=== Given material ===
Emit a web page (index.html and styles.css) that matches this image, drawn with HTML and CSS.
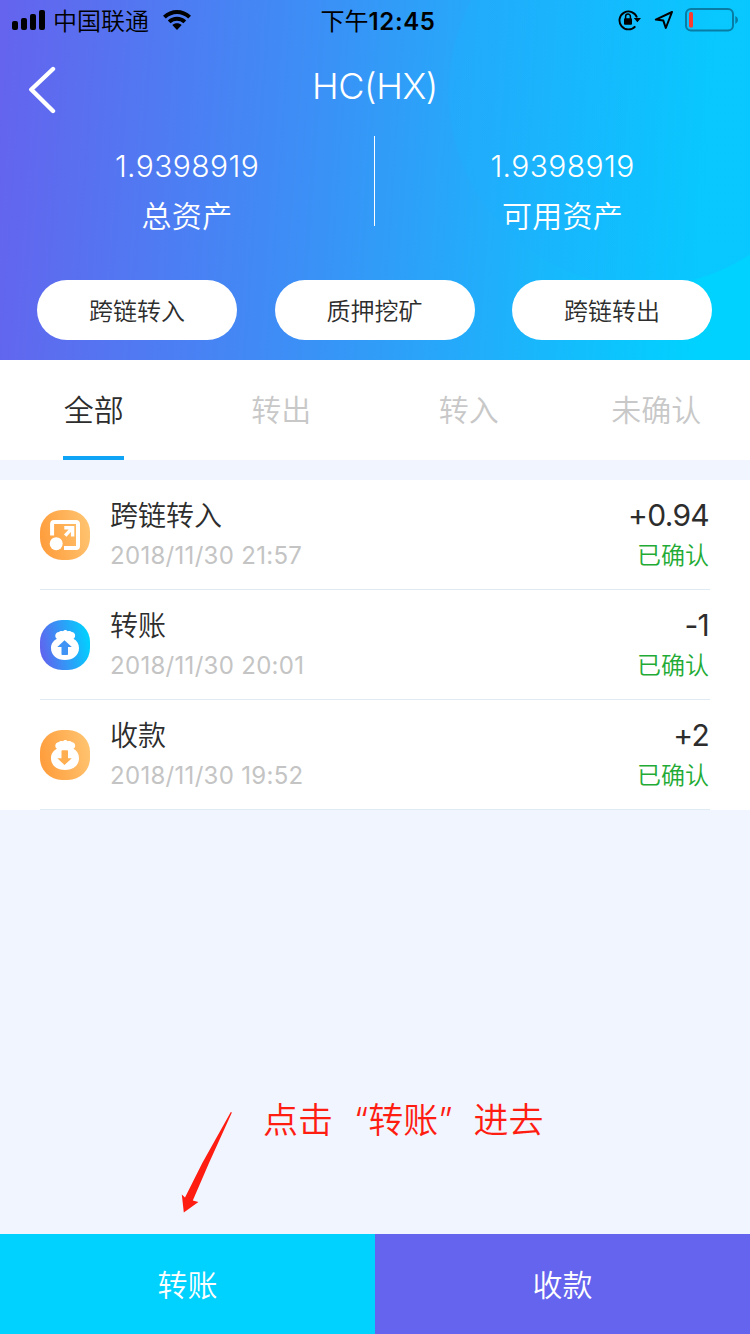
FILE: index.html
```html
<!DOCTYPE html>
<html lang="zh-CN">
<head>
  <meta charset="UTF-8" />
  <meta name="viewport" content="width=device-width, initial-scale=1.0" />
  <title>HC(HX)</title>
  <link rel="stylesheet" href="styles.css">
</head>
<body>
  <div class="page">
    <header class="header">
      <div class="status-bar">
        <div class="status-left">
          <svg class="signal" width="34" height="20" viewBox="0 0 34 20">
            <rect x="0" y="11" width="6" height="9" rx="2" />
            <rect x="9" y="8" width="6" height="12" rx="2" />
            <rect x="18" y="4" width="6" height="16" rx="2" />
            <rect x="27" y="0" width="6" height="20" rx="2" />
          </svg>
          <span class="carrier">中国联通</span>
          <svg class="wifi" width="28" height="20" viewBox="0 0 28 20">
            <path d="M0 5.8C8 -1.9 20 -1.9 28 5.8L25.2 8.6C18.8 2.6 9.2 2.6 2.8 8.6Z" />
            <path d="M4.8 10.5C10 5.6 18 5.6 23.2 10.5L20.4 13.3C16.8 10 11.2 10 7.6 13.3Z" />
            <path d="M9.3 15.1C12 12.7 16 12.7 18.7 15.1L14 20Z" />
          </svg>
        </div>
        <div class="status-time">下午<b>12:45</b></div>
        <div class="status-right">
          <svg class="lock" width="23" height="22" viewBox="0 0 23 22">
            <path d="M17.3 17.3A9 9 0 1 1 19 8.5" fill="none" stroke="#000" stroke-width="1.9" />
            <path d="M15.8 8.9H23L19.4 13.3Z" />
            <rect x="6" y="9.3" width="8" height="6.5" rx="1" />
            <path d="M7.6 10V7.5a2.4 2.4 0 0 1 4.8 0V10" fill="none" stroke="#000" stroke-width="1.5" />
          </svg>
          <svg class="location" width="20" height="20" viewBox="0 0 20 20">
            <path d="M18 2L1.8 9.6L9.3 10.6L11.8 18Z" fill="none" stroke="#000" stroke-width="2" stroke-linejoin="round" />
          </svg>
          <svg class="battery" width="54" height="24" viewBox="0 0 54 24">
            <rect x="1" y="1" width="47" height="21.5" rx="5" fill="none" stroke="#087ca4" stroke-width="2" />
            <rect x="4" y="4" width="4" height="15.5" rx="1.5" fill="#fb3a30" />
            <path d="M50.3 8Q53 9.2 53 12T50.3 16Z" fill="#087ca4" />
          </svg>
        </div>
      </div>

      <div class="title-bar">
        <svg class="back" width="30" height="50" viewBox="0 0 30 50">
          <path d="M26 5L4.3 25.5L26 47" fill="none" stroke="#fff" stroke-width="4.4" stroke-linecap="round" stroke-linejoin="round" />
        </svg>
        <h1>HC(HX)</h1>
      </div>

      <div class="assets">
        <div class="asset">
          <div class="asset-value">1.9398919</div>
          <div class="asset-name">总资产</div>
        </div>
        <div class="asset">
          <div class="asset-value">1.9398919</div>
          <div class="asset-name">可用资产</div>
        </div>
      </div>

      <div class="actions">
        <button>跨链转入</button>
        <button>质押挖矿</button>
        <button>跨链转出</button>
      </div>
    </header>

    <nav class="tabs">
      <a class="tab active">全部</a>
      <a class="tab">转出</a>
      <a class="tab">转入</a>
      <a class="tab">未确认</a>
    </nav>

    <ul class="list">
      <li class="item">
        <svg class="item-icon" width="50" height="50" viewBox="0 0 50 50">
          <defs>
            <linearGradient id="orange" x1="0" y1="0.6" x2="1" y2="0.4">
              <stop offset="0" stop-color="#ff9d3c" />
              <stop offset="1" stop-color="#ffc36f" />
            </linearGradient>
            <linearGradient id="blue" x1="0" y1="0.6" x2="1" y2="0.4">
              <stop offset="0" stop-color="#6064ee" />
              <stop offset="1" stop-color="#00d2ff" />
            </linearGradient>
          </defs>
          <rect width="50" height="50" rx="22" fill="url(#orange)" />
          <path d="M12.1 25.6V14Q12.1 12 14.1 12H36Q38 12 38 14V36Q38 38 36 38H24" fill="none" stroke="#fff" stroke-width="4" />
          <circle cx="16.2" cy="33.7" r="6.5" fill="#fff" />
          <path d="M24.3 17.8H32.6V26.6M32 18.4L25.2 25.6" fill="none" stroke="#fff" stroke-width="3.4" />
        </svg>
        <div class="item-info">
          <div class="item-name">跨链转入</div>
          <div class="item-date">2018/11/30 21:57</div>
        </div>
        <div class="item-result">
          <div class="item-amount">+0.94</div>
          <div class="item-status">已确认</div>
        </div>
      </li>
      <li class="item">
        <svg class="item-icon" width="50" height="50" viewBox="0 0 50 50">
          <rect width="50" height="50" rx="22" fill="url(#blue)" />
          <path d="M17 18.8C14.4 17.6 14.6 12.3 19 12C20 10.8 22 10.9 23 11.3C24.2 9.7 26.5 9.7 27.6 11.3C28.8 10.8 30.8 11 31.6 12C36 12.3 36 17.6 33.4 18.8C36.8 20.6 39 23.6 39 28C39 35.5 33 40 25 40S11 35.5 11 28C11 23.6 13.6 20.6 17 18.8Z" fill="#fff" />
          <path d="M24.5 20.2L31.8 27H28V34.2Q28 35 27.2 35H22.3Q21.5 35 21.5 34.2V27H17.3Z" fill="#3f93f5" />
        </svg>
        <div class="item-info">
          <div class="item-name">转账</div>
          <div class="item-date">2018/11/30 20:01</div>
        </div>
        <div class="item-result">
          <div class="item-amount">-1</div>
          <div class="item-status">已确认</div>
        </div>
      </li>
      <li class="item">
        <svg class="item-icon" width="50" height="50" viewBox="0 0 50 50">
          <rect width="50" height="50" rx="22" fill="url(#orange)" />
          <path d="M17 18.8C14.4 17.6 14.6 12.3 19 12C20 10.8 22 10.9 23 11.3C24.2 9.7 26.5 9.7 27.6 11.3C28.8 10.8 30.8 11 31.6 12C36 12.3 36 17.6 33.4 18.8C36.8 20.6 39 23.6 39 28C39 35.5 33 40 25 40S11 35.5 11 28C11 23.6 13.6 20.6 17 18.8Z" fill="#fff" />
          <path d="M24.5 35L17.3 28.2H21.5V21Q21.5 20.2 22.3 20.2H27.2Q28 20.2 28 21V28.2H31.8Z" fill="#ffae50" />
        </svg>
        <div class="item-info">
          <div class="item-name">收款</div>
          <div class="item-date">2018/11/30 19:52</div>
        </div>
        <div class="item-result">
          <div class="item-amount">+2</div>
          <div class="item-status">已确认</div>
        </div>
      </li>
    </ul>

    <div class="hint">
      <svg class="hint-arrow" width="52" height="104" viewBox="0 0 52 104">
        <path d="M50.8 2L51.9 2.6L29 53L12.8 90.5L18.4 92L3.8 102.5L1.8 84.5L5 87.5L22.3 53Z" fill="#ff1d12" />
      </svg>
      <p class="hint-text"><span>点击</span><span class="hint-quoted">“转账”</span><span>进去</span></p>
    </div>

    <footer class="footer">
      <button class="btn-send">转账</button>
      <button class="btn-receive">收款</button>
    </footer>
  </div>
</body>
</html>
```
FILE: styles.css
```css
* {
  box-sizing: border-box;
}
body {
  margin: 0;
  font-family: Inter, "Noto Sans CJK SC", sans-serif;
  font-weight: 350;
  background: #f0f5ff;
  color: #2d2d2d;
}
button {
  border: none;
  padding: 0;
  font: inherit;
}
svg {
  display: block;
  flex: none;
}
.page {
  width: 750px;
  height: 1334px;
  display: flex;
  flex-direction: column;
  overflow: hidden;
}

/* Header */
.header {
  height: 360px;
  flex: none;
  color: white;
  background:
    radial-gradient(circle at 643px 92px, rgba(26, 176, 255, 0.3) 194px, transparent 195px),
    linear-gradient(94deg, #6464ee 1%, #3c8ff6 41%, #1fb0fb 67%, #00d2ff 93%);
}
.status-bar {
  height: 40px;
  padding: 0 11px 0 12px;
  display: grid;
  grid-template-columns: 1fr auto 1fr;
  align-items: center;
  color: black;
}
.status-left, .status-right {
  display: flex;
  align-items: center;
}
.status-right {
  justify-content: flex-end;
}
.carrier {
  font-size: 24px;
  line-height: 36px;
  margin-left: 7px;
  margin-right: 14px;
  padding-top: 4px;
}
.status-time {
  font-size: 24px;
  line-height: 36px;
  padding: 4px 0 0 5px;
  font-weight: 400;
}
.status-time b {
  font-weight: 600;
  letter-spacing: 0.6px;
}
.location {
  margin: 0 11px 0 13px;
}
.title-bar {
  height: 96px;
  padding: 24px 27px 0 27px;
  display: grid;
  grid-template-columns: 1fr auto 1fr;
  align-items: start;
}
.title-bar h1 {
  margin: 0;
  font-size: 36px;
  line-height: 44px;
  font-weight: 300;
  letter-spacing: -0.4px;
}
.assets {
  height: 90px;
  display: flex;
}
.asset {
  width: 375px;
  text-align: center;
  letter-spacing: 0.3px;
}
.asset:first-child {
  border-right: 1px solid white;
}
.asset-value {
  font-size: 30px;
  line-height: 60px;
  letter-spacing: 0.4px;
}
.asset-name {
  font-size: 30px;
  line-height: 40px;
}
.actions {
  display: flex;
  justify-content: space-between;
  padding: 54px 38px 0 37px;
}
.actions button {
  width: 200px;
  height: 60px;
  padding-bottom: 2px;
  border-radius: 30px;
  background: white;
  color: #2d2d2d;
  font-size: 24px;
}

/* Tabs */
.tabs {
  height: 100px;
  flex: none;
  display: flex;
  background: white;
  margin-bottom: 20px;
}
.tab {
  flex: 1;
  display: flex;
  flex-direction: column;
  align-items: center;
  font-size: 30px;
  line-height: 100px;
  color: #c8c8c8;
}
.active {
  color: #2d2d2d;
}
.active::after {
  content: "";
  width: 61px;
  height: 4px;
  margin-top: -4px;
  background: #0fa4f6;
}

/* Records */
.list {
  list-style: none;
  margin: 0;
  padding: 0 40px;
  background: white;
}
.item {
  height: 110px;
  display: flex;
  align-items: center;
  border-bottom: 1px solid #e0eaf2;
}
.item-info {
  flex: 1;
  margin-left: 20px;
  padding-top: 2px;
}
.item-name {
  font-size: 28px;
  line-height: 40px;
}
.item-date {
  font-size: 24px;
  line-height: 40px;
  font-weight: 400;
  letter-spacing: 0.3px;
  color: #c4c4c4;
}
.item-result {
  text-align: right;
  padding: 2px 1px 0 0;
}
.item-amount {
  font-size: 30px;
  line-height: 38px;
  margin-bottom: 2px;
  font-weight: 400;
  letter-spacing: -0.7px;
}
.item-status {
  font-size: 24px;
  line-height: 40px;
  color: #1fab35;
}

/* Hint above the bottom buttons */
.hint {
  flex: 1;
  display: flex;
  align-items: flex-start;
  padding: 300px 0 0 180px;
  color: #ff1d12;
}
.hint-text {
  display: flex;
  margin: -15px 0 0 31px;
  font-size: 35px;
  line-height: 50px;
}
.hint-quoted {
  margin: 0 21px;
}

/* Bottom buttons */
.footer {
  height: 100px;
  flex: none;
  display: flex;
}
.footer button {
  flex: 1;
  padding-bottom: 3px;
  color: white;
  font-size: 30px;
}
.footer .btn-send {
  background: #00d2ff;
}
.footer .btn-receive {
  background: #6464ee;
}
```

=== Work to be completed ===
State how many lines of the listing above include the word "index". Give nothing but the number.

=== Output of the exercise ===
2